O homem que se fecha nos próprios limites termina, orgulhoso e desesperado, cultivando essa ilusão de autonomia, essa pretensão de autossuficiência em que nada mais é aguardado (...). Na confusão em que nos encontramos nenhum de nós pode – sob pena de perder-se a si próprio – se eximir desse compromisso com a própria humanidade dentro do real, deixar de reconhecer na experiência aqueles fatores, ou melhor, aquele fator que existe e que opera continuamente em nós como critério original de julgamento. (...) “Nesse contraste, que se dilata no tempo”, comenta Giussani, “na evolução do tempo e da obra humana, há uma coisa, há um fenômeno, o fenômeno de uma coisa que é como que incorruptível frente à luta dos contrastes, não consegue ser dissolvida... Esse fenômeno, podemos dizer, a sede de beleza, a sede de verdade, a sede de felicidade, é o coração”. (...)
Convidando-nos à lealdade com a nossa experiência, Giussani nos ajuda a recuperar (e a viver!) – melhor do que qualquer pensador contemporâneo, de modo novo e genial – o significado da noção bíblica de “coração”. (...) O coração é um dado primordial, “experiência elementar” que constitui a face do homem em seu confronto com toda a realidade. O coração é o critério de julgamento que existe dentro de nós, imanente a nós, estrutura interior, mas que não depende da nossa decisão (...).
No encontro com Cristo, o eu experimenta uma paixão pelo próprio destino, uma ternura pela própria sede de felicidade, coisas impensáveis para qualquer um, as quais se condensam naquela pergunta que nenhum homem dirigiu a um outro homem: “Que vantagem terá o homem em ganhar o mundo todo e depois perder-se a si próprio? Ou o que o homem poderá dar em troca de si mesmo?”. (...) A companhia cristã é o lugar em que a experiência dessa novidade de vida, impossível em outro lugar, começa a manifestar no tempo – como aurora, não como dia pleno – a realidade da promessa feita por Cristo aos seus, que corresponde à grandeza das demandas do nosso coração: “Quem crê em mim fará as obras que eu faço e fará outras ainda maiores” (Jo 14,12).

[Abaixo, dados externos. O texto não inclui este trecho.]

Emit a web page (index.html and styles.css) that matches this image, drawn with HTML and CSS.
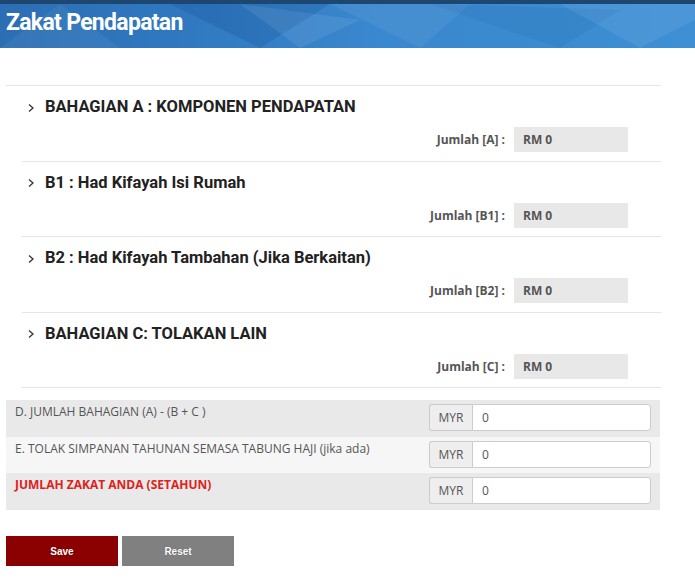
FILE: index.html
```html
<!DOCTYPE html>
<html lang="ms">
<head>
  <meta charset="UTF-8">
  <meta name="viewport" content="width=device-width, initial-scale=1.0">
  <title>Zakat Pendapatan</title>
  <link rel="stylesheet" href="styles.css">
</head>
<body>
  <header class="banner">
    <svg class="banner-art" viewBox="0 0 695 48" preserveAspectRatio="none">
      <polygon points="0,48 60,4 120,48" fill="#ffffff" opacity="0.05"/>
      <polygon points="170,4 260,48 330,4" fill="#0b3d7a" opacity="0.18"/>
      <polygon points="240,4 300,48 360,20" fill="#ffffff" opacity="0.08"/>
      <polygon points="330,4 420,48 470,4" fill="#ffffff" opacity="0.06"/>
      <polygon points="430,4 560,48 620,10" fill="#0b3d7a" opacity="0.08"/>
      <polygon points="560,4 640,48 695,20 695,4" fill="#ffffff" opacity="0.07"/>
    </svg>
    <h1>Zakat Pendapatan</h1>
  </header>

  <main class="form-wrap">
    <section class="part">
      <h2 class="part-title"><span class="chev"><svg viewBox="0 0 8 10"><polyline points="2,1.5 6,5 2,8.5"/></svg></span>BAHAGIAN A : KOMPONEN PENDAPATAN</h2>
      <div class="subtotal"><span class="subtotal-label">Jumlah [A] :</span><span class="subtotal-value">RM 0</span></div>
    </section>
    <section class="part">
      <h2 class="part-title"><span class="chev"><svg viewBox="0 0 8 10"><polyline points="2,1.5 6,5 2,8.5"/></svg></span>B1 : Had Kifayah Isi Rumah</h2>
      <div class="subtotal"><span class="subtotal-label">Jumlah [B1] :</span><span class="subtotal-value">RM 0</span></div>
    </section>
    <section class="part">
      <h2 class="part-title"><span class="chev"><svg viewBox="0 0 8 10"><polyline points="2,1.5 6,5 2,8.5"/></svg></span>B2 : Had Kifayah Tambahan (Jika Berkaitan)</h2>
      <div class="subtotal"><span class="subtotal-label">Jumlah [B2] :</span><span class="subtotal-value">RM 0</span></div>
    </section>
    <section class="part">
      <h2 class="part-title"><span class="chev"><svg viewBox="0 0 8 10"><polyline points="2,1.5 6,5 2,8.5"/></svg></span>BAHAGIAN C: TOLAKAN LAIN</h2>
      <div class="subtotal"><span class="subtotal-label">Jumlah [C] :</span><span class="subtotal-value">RM 0</span></div>
    </section>

    <div class="totals">
      <div class="total-row shade">
        <span class="total-label">D. JUMLAH BAHAGIAN (A) - (B + C )</span>
        <div class="money"><span class="addon">MYR</span><input class="money-input" type="text" value="0"></div>
      </div>
      <div class="total-row light">
        <span class="total-label">E. TOLAK SIMPANAN TAHUNAN SEMASA TABUNG HAJI (jika ada)</span>
        <div class="money"><span class="addon">MYR</span><input class="money-input" type="text" value="0"></div>
      </div>
      <div class="total-row shade">
        <span class="total-label zakat">JUMLAH ZAKAT ANDA (SETAHUN)</span>
        <div class="money"><span class="addon">MYR</span><input class="money-input" type="text" value="0"></div>
      </div>
    </div>

    <div class="actions">
      <button class="btn btn-save" type="button">Save</button>
      <button class="btn btn-reset" type="button">Reset</button>
    </div>
  </main>
</body>
</html>
```

FILE: styles.css
```css
body {
  margin: 0;
  background: #fff;
  font-family: "Open Sans", Arial, sans-serif;
  color: #555;
}

.banner {
  position: relative;
  height: 44px;
  border-top: 4px solid #1d4670;
  background: linear-gradient(90deg, #2c6eb3 0%, #2f78c0 25%, #3a88cf 55%, #3a8bd0 80%, #3f8fd4 100%);
  overflow: hidden;
}

.banner-art {
  position: absolute;
  top: -4px;
  left: 0;
  width: 100%;
  height: 48px;
}

.banner h1 {
  position: relative;
  margin: 0;
  padding: 3px 0 0 6px;
  font-family: Roboto, Arial, sans-serif;
  font-weight: 700;
  font-size: 23px;
  line-height: 32px;
  letter-spacing: -0.7px;
  color: #fff;
}

.form-wrap {
  margin: 37px 34px 0 6px;
  border-top: 1px solid #e6e6e6;
}

.part {
  margin-left: 16px;
  padding: 11px 0 8.5px;
  border-bottom: 1px solid #e6e6e6;
}

.part-title {
  display: flex;
  align-items: center;
  margin: 0;
  font-family: Roboto, Arial, sans-serif;
  font-weight: 700;
  font-size: 16.5px;
  line-height: 20px;
  color: #222;
}

.chev {
  display: inline-flex;
  width: 8px;
  height: 10px;
  margin: 1px 10px 0 5px;
}

.chev svg {
  width: 8px;
  height: 10px;
  fill: none;
  stroke: #333;
  stroke-width: 1.3;
}

.subtotal {
  display: flex;
  justify-content: flex-end;
  align-items: center;
  gap: 9px;
  margin: 10px 33px 0 0;
}

.subtotal-label {
  font-size: 12px;
  font-weight: 700;
  color: #555;
}

.subtotal-value {
  width: 105px;
  height: 25px;
  padding-left: 9px;
  background: #e8e8e8;
  font-size: 12px;
  font-weight: 700;
  line-height: 25px;
  color: #555;
}

.totals {
  margin: 12px 1px 0 0;
}

.total-row {
  display: flex;
  justify-content: space-between;
  align-items: flex-start;
  height: 36.7px;
  padding: 0 9px;
  box-sizing: border-box;
}

.total-row.shade {
  background: #e9e9e9;
}

.total-row.light {
  background: #f6f6f6;
}

.total-label {
  padding-top: 3px;
  font-size: 12px;
  line-height: 17px;
  color: #555;
}

.total-label.zakat {
  color: #e0211b;
  font-weight: 700;
}

.money {
  display: flex;
  margin-top: 4px;
  height: 27px;
}

.addon {
  width: 42px;
  border: 1px solid #ccc;
  border-right: none;
  border-radius: 3px 0 0 3px;
  background: #eee;
  font-size: 12px;
  line-height: 25px;
  text-align: center;
  color: #555;
}

.money-input {
  width: 179px;
  height: 27px;
  box-sizing: border-box;
  margin: 0;
  padding: 0 9px;
  border: 1px solid #ccc;
  border-radius: 0 3px 3px 0;
  font-family: "Open Sans", Arial, sans-serif;
  font-size: 12px;
  color: #555;
}

.actions {
  display: flex;
  gap: 4px;
  margin-top: 26px;
}

.btn {
  width: 112px;
  height: 30px;
  border: none;
  font-family: Arial, sans-serif;
  font-size: 10px;
  font-weight: 700;
  color: #fff;
  text-shadow: 0 0 1px rgba(0, 0, 0, 0.4);
}

.btn-save {
  background: #8b0000;
}

.btn-reset {
  background: #808080;
}
```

(...) A maior obra é, em qualquer tempo, em qualquer cultura, em qualquer circunstância histórica, a mudança, o renascimento do eu no encontro com Cristo e a sua livre entrega a Ele.
(...) Deixem-me concluir lendo uma carta escrita em 1993 por um grande amigo, falecido há dois anos, Andrea Aziani, Memor Domini, a um seu companheiro de aventura no Peru. Ela testemunha muito bem a grandeza do coração humano totalmente tomado por Cristo e pelo amor aos irmãos e a possibilidade de geração de vida nova que esse amor faz eclodir: “... Que alguém se apaixone pelo que nós acabamos nos apaixonando! Mas para isso, para que assim aconteça, nós precisamos queimar, literalmente arder de paixão pelo homem, para que Cristo o alcance. O fogo precisa arder, você se lembra de santa Catarina?”. Desejo para todos vocês e para mim mesmo esse ardor. Peçamo-lo todos os dias.